Thanks for that clip - Feynman is a brilliant and fascinating guy, and it seems clear that he is the one that brought this to light in the investigation. But after reading the earlier article, it also seems that the engineers were well aware of all this. IIRC, in the book I read, someone at a lower level brought this to the attention of Feynman. He still deserves credit for driving it home to Congress, and 'dumbing it down' with a dramatic visual (something I think most physicists are not good at), but it does not appear to be 'original research' on his part.

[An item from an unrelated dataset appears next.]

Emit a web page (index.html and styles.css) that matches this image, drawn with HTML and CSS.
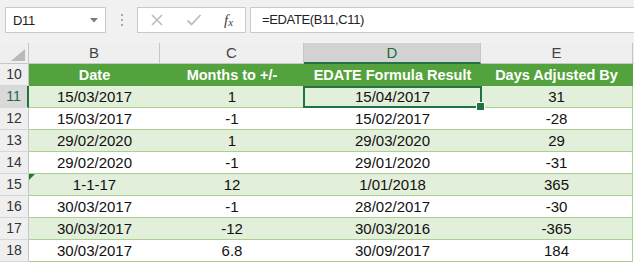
FILE: index.html
```html
<!DOCTYPE html>
<html>
<head>
<meta charset="utf-8">
<link rel="stylesheet" href="styles.css">
</head>
<body>
<div class="toolbar">
  <div class="namebox">
    <span class="nb-text">D11</span>
    <svg class="nb-arrow" width="8" height="5" viewBox="0 0 8 5"><polygon points="0,0 8,0 4,4.5" fill="#7a7a7a"/></svg>
  </div>
  <div class="dots"><i></i><i></i><i></i></div>
  <div class="fxbox">
    <svg class="ico" width="14" height="14" viewBox="0 0 14 14"><path d="M2 2 L12 12 M12 2 L2 12" stroke="#bdbdbd" stroke-width="1.6" fill="none"/></svg>
    <svg class="ico" width="16" height="14" viewBox="0 0 16 14"><path d="M1.5 7.5 L5.5 11.5 L14.5 2" stroke="#bdbdbd" stroke-width="1.8" fill="none"/></svg>
    <span class="fx">f<sub>x</sub></span>
  </div>
  <div class="formula">=EDATE(B11,C11)</div>
</div>
<div class="sheet">
  <div class="corner"><svg width="14" height="12" viewBox="0 0 14 12"><polygon points="14,0 14,12 0,12" fill="#b9b9b9"/></svg></div>
  <div class="ch">B</div>
  <div class="ch">C</div>
  <div class="ch ch-sel">D</div>
  <div class="ch">E</div>
  <div class="ch ch-rest"></div>

  <div class="rh">10</div>
  <div class="hd">Date</div>
  <div class="hd">Months to +/-</div>
  <div class="hd">EDATE Formula Result</div>
  <div class="hd hd-last">Days Adjusted By</div>
  <div class="rest"></div>

  <div class="rh rh-sel">11</div>
  <div class="c band">15/03/2017</div>
  <div class="c band">1</div>
  <div class="c band sel">15/04/2017</div>
  <div class="c band last">31</div>
  <div class="rest"></div>

  <div class="rh">12</div>
  <div class="c">15/03/2017</div>
  <div class="c">-1</div>
  <div class="c">15/02/2017</div>
  <div class="c last">-28</div>
  <div class="rest"></div>

  <div class="rh">13</div>
  <div class="c band">29/02/2020</div>
  <div class="c band">1</div>
  <div class="c band">29/03/2020</div>
  <div class="c band last">29</div>
  <div class="rest"></div>

  <div class="rh">14</div>
  <div class="c">29/02/2020</div>
  <div class="c">-1</div>
  <div class="c">29/01/2020</div>
  <div class="c last">-31</div>
  <div class="rest"></div>

  <div class="rh">15</div>
  <div class="c band flag">1-1-17</div>
  <div class="c band">12</div>
  <div class="c band">1/01/2018</div>
  <div class="c band last">365</div>
  <div class="rest"></div>

  <div class="rh">16</div>
  <div class="c">30/03/2017</div>
  <div class="c">-1</div>
  <div class="c">28/02/2017</div>
  <div class="c last">-30</div>
  <div class="rest"></div>

  <div class="rh">17</div>
  <div class="c band">30/03/2017</div>
  <div class="c band">-12</div>
  <div class="c band">30/03/2016</div>
  <div class="c band last">-365</div>
  <div class="rest"></div>

  <div class="rh">18</div>
  <div class="c">30/03/2017</div>
  <div class="c">6.8</div>
  <div class="c">30/09/2017</div>
  <div class="c last">184</div>
  <div class="rest"></div>
</div>
</body>
</html>
```

FILE: styles.css
```css
* { box-sizing: border-box; }
html, body { margin: 0; padding: 0; }
body {
  width: 634px;
  height: 263px;
  overflow: hidden;
  background: #ffffff;
  font-family: "Liberation Sans", Arial, sans-serif;
  color: #1a1a1a;
}

.toolbar {
  height: 43px;
  background: #f1f1f1;
  display: flex;
  align-items: flex-start;
  padding: 7px 0 0 5px;
}
.namebox {
  width: 101px;
  height: 26px;
  background: #fff;
  border: 1px solid #c9c9c9;
  display: flex;
  align-items: center;
  justify-content: space-between;
  padding: 0 7px 0 7px;
}
.nb-text {
  font-size: 13px;
  letter-spacing: -0.3px;
  color: #222;
}
.nb-arrow { margin-top: 0; }
.dots {
  width: 31px;
  height: 26px;
  display: flex;
  flex-direction: column;
  align-items: center;
  justify-content: center;
  gap: 3px;
}
.dots i {
  display: block;
  width: 2px;
  height: 2px;
  background: #a8a8a8;
}
.fxbox {
  width: 109px;
  height: 26px;
  background: #fff;
  border: 1px solid #c9c9c9;
  display: flex;
  align-items: center;
  padding-left: 12px;
}
.ico { display: block; }
.ico + .ico { margin-left: 22px; }
.fx {
  margin-left: 22px;
  font-family: "Liberation Serif", "Times New Roman", serif;
  font-style: italic;
  font-size: 15px;
  color: #444;
  line-height: 1;
}
.fx sub {
  font-size: 11px;
  vertical-align: -1px;
}
.formula {
  flex: 1;
  height: 26px;
  margin-left: 4px;
  margin-right: -2px;
  background: #fff;
  border: 1px solid #c9c9c9;
  padding-left: 11px;
  font-size: 13px;
  letter-spacing: -0.35px;
  line-height: 24px;
  color: #222;
}

.sheet {
  display: grid;
  grid-template-columns: 29px 131px 144px 177px 152px 1fr;
  grid-template-rows: 21px repeat(9, 22px);
}

.corner {
  background: #efefef;
  border-right: 1px solid #c6c6c6;
  border-bottom: 1px solid #c6c6c6;
  display: flex;
  align-items: flex-end;
  justify-content: flex-end;
  padding: 0 3px 2px 0;
}
.corner svg { display: block; }
.ch {
  background: #efefef;
  border-right: 1px solid #c6c6c6;
  border-bottom: 1px solid #c6c6c6;
  font-size: 15px;
  color: #444;
  text-align: center;
  line-height: 20px;
}
.ch-sel {
  background: #d3d3d3;
  color: #216a3e;
  border-bottom: 2px solid #217346;
}
.ch-rest { border-right: none; }

.rh {
  background: #efefef;
  border-right: 1px solid #c6c6c6;
  border-bottom: 1px solid #d6d6d6;
  font-size: 14px;
  color: #333;
  text-align: center;
  line-height: 21px;
}
.rh-sel {
  background: #d9d9d9;
  color: #216a3e;
  border-right: 2px solid #217346;
}

.hd {
  background: #53a23d;
  color: #ffffff;
  font-weight: bold;
  font-size: 14.5px;
  text-align: center;
  line-height: 22px;
  white-space: nowrap;
}
.hd-last { border-right: 1px solid #53a23d; }

.c {
  background: #ffffff;
  border-bottom: 1px solid #a9d08e;
  font-size: 15px;
  color: #111;
  text-align: center;
  line-height: 21px;
  white-space: nowrap;
}
.c.band { background: #e2efda; }
.c.last { border-right: 1px solid #a9d08e; }

.rest { background: #ffffff; }

.sel { position: relative; z-index: 2; }
.sel::before {
  content: "";
  position: absolute;
  left: -1px;
  top: 0;
  right: -1px;
  bottom: -1px;
  border: 2px solid #217346;
}
.sel::after {
  content: "";
  position: absolute;
  right: -4px;
  bottom: -4px;
  width: 7px;
  height: 7px;
  background: #217346;
  border: 1px solid #ffffff;
}

.flag { position: relative; }
.flag::before {
  content: "";
  position: absolute;
  left: 0;
  top: 0;
  border-top: 6px solid #1e7a2e;
  border-right: 6px solid transparent;
}
```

After listening, it reminded me of all these problems with the seals that he spoke of. They went into some detail in the book (can't recall the title though). It was a poor design, period. The seals were being used in a way that they just are not designed for. The putty he mentioned was a 'fix'. I'm an electrical guy, not mechanical, but I'm pretty good with the nuts & bolts stuff. I recently was looking for an o-ring for an application, and I ended up coming across all these very specific design specifications. An o-ring, as Feynman says, really is designed to fit a closely defined surface, only a slight amount of 'gap filling' and specs for the amount of compression all the way round, in every dimension. These o-rings on the rockets were almost a square peg in a round hole, and they just tried to make them work.

Being single use, and only used for a few minutes, they probably talked themselves into thinking it was 'good enough'.